▸ **The problem**: Check every line below for the word "components" and copy each one that has it.

------ Source excerpt ------

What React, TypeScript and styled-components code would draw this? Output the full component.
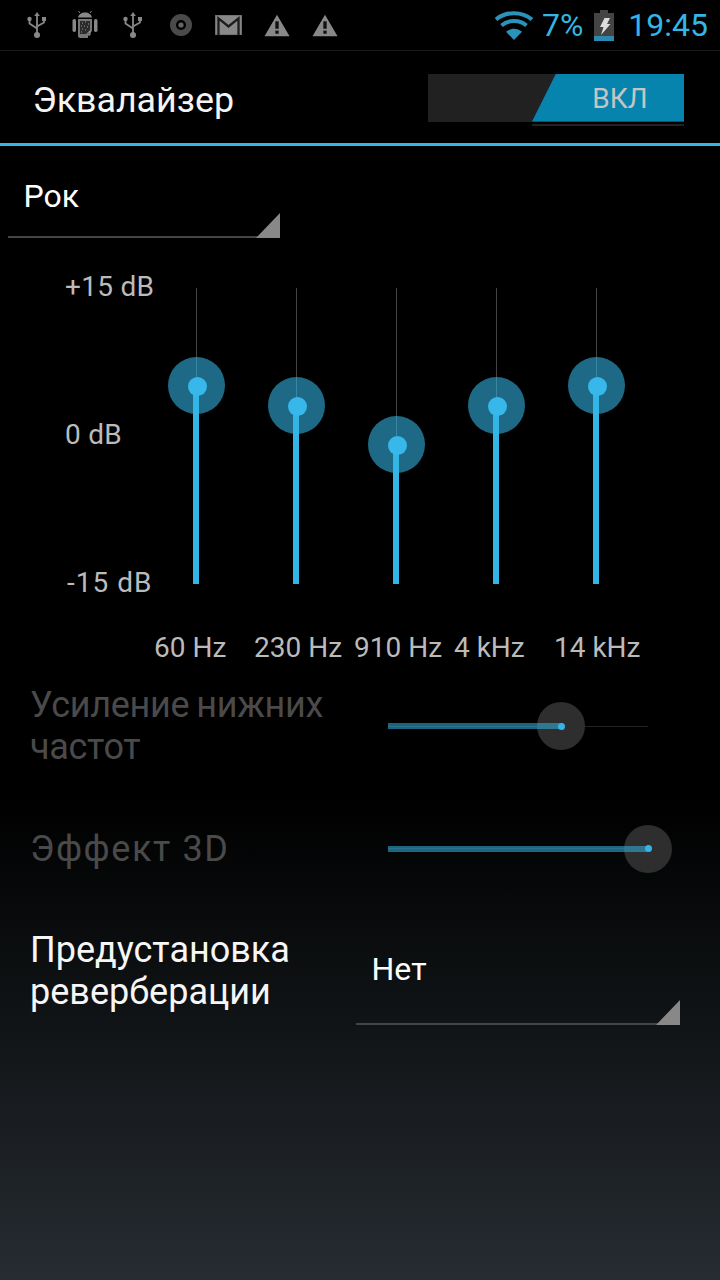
import styled, { createGlobalStyle } from 'styled-components';

const GlobalStyle = createGlobalStyle`
    html, body {
        margin: 0;
        padding: 0;
        background: #000;
    }
`;

const Page = styled.div`
    width: 720px;
    height: 1280px;
    overflow: hidden;
    display: flex;
    flex-direction: column;
    font-family: Roboto, "Noto Sans", sans-serif;
    background: linear-gradient(180deg, #000 0, #000 800px, #0f1214 1000px, #272c32 1280px);
`;

const StatusBar = styled.div`
    height: 50px;
    box-sizing: content-box;
    flex: none;
    display: flex;
    align-items: center;
    padding-left: 12.5px;
    border-bottom: 1px solid #1a1a1a;
`;

const NotifySlot = styled.div`
    width: 48px;
    height: 32px;
    display: flex;
    align-items: center;
    justify-content: center;
`;

const StatusRight = styled.div`
    margin-left: auto;
    margin-right: 12px;
    display: flex;
    align-items: center;
    color: #33b5e5;
    font-size: 32px;
`;

const StatusText = styled.span<{ $left: number }>`
    display: flex;
    margin-left: ${(p) => p.$left}px;
    line-height: 50px;
`;

const TitleBar = styled.div`
    height: 92px;
    flex: none;
    display: flex;
    align-items: center;
    justify-content: space-between;
    padding: 0 36px 0 32.5px;
    border-bottom: 3px solid #33b5e5;
`;

const Title = styled.h1`
    margin: 6px 0 0;
    font-size: 35.8px;
    font-weight: 400;
    color: #f4f4f4;
`;

const Switch = styled.div`
    position: relative;
    width: 256px;
    height: 48px;
    margin-top: 1px;
    background: #212121;
    display: flex;
    justify-content: flex-end;
`;

const SwitchThumb = styled.div`
    width: 152px;
    height: 48px;
    box-sizing: border-box;
    padding: 2px 0 0 24px;
    display: flex;
    align-items: center;
    justify-content: center;
    background: #0784ad;
    color: #c4c4c4;
    font-size: 28px;
    clip-path: polygon(24px 0, 100% 0, 100% 100%, 0 100%);
`;

const SwitchEdge = styled.div`
    position: absolute;
    right: 0;
    bottom: -4px;
    width: 152px;
    height: 2px;
    background: #222;
`;

const Spinner = styled.div<{ $width: number; $height: number; $left: number; $top: number }>`
    position: relative;
    width: ${(p) => p.$width}px;
    height: ${(p) => p.$height}px;
    margin-left: ${(p) => p.$left}px;
    margin-top: ${(p) => p.$top}px;
    flex: none;
    box-sizing: border-box;
    padding-left: 15.5px;
    border-bottom: 2px solid #444;
    color: #fff;
    font-size: 32px;
    line-height: 32px;
`;

const SpinnerCorner = styled.div`
    position: absolute;
    right: 0;
    bottom: -2px;
    width: 24px;
    height: 25px;
    background: #888;
    clip-path: polygon(100% 0, 100% 100%, 0 100%);
`;

const EqRow = styled.div`
    display: flex;
    margin-top: 33px;
`;

const Scale = styled.div`
    width: 146px;
    height: 327px;
    flex: none;
    box-sizing: border-box;
    padding: 1px 0 0 65px;
    display: flex;
    flex-direction: column;
    justify-content: space-between;
`;

const ScaleLabel = styled.div<{ $indent?: number; $spacing?: number }>`
    padding-left: ${(p) => p.$indent ?? 0}px;
    color: #bbb;
    font-size: 28px;
    line-height: 30px;
    letter-spacing: ${(p) => p.$spacing ?? 0.3}px;
    white-space: nowrap;
`;

const Band = styled.div`
    width: 100px;
    padding-top: 17px;
    display: flex;
    flex-direction: column;
`;

const BandTrack = styled.div`
    position: relative;
    width: 100px;
    height: 296px;
`;

const BandWire = styled.div`
    position: absolute;
    left: 49.5px;
    top: 0;
    width: 1px;
    height: 100%;
    background: #444;
`;

const BandFill = styled.div<{ $top: number }>`
    position: absolute;
    left: 47px;
    top: ${(p) => p.$top}px;
    bottom: 0;
    width: 6px;
    background: #33b5e5;
`;

const BandHalo = styled.div<{ $top: number }>`
    position: absolute;
    left: 22px;
    top: ${(p) => p.$top - 29}px;
    width: 57px;
    height: 57px;
    border-radius: 50%;
    background: rgba(51, 181, 229, 0.58);
`;

const BandKnob = styled.div<{ $top: number }>`
    position: absolute;
    left: 41.5px;
    top: ${(p) => p.$top - 9.5}px;
    width: 19px;
    height: 19px;
    border-radius: 50%;
    background: #38b8ea;
`;

const BandLabel = styled.div`
    margin-top: 49px;
    padding-left: 8px;
    color: #bbb;
    font-size: 28px;
    line-height: 30px;
    white-space: nowrap;
`;

const Options = styled.div`
    margin-top: 21px;
    padding-left: 30px;
    display: flex;
    flex-direction: column;
    gap: 59.5px;
`;

const OptionRow = styled.div<{ $align: string }>`
    display: flex;
    align-items: ${(p) => p.$align};
`;

const OptionLabel = styled.div<{ $dim?: boolean; $width: number; $spacing?: number; $wordGap?: number }>`
    width: ${(p) => p.$width}px;
    flex: none;
    color: ${(p) => (p.$dim ? '#4a4a4a' : '#f6f6f6')};
    font-size: 36px;
    line-height: 42px;
    letter-spacing: ${(p) => p.$spacing ?? 0}px;
    word-spacing: ${(p) => p.$wordGap ?? 0}px;
`;

const Slider = styled.div`
    position: relative;
    width: 260px;
    height: 6px;
    flex: none;
`;

const SliderRail = styled.div`
    position: absolute;
    left: 0;
    right: 0;
    top: 2.5px;
    height: 1px;
    background: #222;
`;

const SliderHalo = styled.div<{ $at: number }>`
    position: absolute;
    left: ${(p) => p.$at - 24}px;
    top: -21px;
    width: 48px;
    height: 48px;
    border-radius: 50%;
    background: #2e2e2e;
`;

const SliderFill = styled.div<{ $at: number }>`
    position: absolute;
    left: 0;
    top: 0;
    width: ${(p) => p.$at}px;
    height: 6px;
    background: rgba(51, 181, 229, 0.55);
`;

const SliderDot = styled.div<{ $at: number }>`
    position: absolute;
    left: ${(p) => p.$at - 3.5}px;
    top: -0.5px;
    width: 7px;
    height: 7px;
    border-radius: 50%;
    background: #33b5e5;
`;

const UsbIcon = () => (
    <svg width="20" height="26" viewBox="0 0 20 26">
        <g fill="none" stroke="#888" strokeWidth="1.8">
            <path d="M10 3v20" />
            <path d="M2.500 7v4.500l7.500 5" />
            <path d="M17 7v3.500l-7 4" />
        </g>
        <g fill="#888">
            <path d="M10 0l2.800 4H7.200z" />
            <circle cx="2.500" cy="7" r="2.200" />
            <rect x="15" y="5" width="4" height="4" />
            <circle cx="10" cy="23" r="3" />
        </g>
    </svg>
);

const AndroidIcon = () => (
    <svg width="26" height="28" viewBox="0 0 26 28">
        <path d="M6 6.500C6.500 3.500 9.500 1.500 13 1.500s6.500 2 7 5z" fill="#888" />
        <path d="M8 2 6.500 0M18 2l1.500-2" stroke="#888" strokeWidth="1" />
        <rect x="0.500" y="8" width="3.500" height="13" rx="1.700" fill="#888" />
        <rect x="22" y="8" width="3.500" height="13" rx="1.700" fill="#888" />
        <path d="M6 8h14v12l-4 4v3h-8c-1 0-2-1-2-2z" fill="#777" />
        <path d="M8 10h10v9l-4 4H8z" fill="#2b2b2b" />
        <path d="M10 12h1M13 11h1M16 13h1M9 15h1M12 15h1M15 16h1M10 18h1M13 19h1M9 21h1" stroke="#999" strokeWidth="1" />
        <path d="M18 20v4h-2" stroke="#aaa" strokeWidth="1" fill="none" />
    </svg>
);

const DiscIcon = () => (
    <svg width="24" height="24" viewBox="0 0 24 24">
        <circle cx="12" cy="12" r="11" fill="#4a4a4a" />
        <circle cx="12" cy="12" r="5" fill="#000" />
        <circle cx="12" cy="12" r="2.600" fill="#666" />
    </svg>
);

const MailIcon = () => (
    <svg width="27" height="21" viewBox="0 0 28 22">
        <rect x="0.500" y="0.500" width="27" height="20" fill="#888" stroke="#777" />
        <path d="M3.500 21V3.500L14 12 24.500 3.500V21" fill="none" stroke="#1c1c1c" strokeWidth="2.400" />
    </svg>
);

const WarnIcon = () => (
    <svg width="26" height="23" viewBox="0 0 28 24">
        <path d="M14 0.500 27.500 23.500H0.500z" fill="#888" />
        <rect x="12.200" y="7.500" width="3.600" height="8" fill="#111" />
        <rect x="12.200" y="17.500" width="3.600" height="3.400" fill="#111" />
    </svg>
);

const WifiIcon = () => (
    <svg width="40" height="30" viewBox="0 0 40 30">
        <g fill="none" stroke="#2a93bc" strokeWidth="4">
            <path d="M2 9.500C12 1 28 1 38 9.500" />
            <path d="M7.500 15.500C14.500 9.500 25.500 9.500 32.500 15.500" />
        </g>
        <path d="M12 21.800C17 17.800 23 17.800 28 21.800L20 30z" fill="#2a93bc" />
    </svg>
);

const BatteryIcon = () => (
    <svg width="20" height="31" viewBox="0 0 20 31">
        <path d="M6 0h8v3h6v23H0V3h6z" fill="#444" />
        <rect y="26" width="20" height="5" fill="#2a8ab0" />
        <path d="M10.500 8H16l-3 6h3.500L7 25l2.500-8H6z" fill="#ddd" />
    </svg>
);

const bands = [
    { label: '60 Hz', at: 98 },
    { label: '230 Hz', at: 118 },
    { label: '910 Hz', at: 157 },
    { label: '4 kHz', at: 118 },
    { label: '14 kHz', at: 98 },
];

const notifications = [UsbIcon, AndroidIcon, UsbIcon, DiscIcon, MailIcon, WarnIcon, WarnIcon];

export default function App() {
    return (
        <Page>
            <GlobalStyle />
            <StatusBar>
                {notifications.map((Icon, i) => (
                    <NotifySlot key={i}>
                        <Icon />
                    </NotifySlot>
                ))}
                <StatusRight>
                    <WifiIcon />
                    <StatusText $left={8}>7%</StatusText>
                    <StatusText $left={11}>
                        <BatteryIcon />
                    </StatusText>
                    <StatusText $left={14}>19:45</StatusText>
                </StatusRight>
            </StatusBar>
            <TitleBar>
                <Title>Эквалайзер</Title>
                <Switch>
                    <SwitchThumb>ВКЛ</SwitchThumb>
                    <SwitchEdge />
                </Switch>
            </TitleBar>
            <Spinner $width={272} $height={58} $left={8} $top={34}>
                Рок
                <SpinnerCorner />
            </Spinner>
            <EqRow>
                <Scale>
                    <ScaleLabel>+15 dB</ScaleLabel>
                    <ScaleLabel>0 dB</ScaleLabel>
                    <ScaleLabel $indent={2} $spacing={1}>
                        -15 dB
                    </ScaleLabel>
                </Scale>
                {bands.map((band) => (
                    <Band key={band.label}>
                        <BandTrack>
                            <BandWire />
                            <BandHalo $top={band.at} />
                            <BandFill $top={band.at} />
                            <BandKnob $top={band.at} />
                        </BandTrack>
                        <BandLabel>{band.label}</BandLabel>
                    </Band>
                ))}
            </EqRow>
            <Options>
                <OptionRow $align="center">
                    <OptionLabel $dim $width={358} $spacing={-0.3} $wordGap={-1.5}>
                        Усиление нижних частот
                    </OptionLabel>
                    <Slider>
                        <SliderRail />
                        <SliderHalo $at={173} />
                        <SliderFill $at={173} />
                        <SliderDot $at={173} />
                    </Slider>
                </OptionRow>
                <OptionRow $align="center">
                    <OptionLabel $dim $width={358} $spacing={1.6}>
                        Эффект 3D
                    </OptionLabel>
                    <Slider>
                        <SliderRail />
                        <SliderHalo $at={260} />
                        <SliderFill $at={260} />
                        <SliderDot $at={260} />
                    </Slider>
                </OptionRow>
                <OptionRow $align="flex-start">
                    <OptionLabel $width={326}>
                        Предустановка
                        <br />
                        реверберации
                    </OptionLabel>
                    <Spinner $width={324} $height={72} $left={0} $top={24}>
                        Нет
                        <SpinnerCorner />
                    </Spinner>
                </OptionRow>
            </Options>
        </Page>
    );
}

------

▸ **Result of the task**:
What React, TypeScript and styled-components code would draw this? Output the full component.
import styled, { createGlobalStyle } from 'styled-components';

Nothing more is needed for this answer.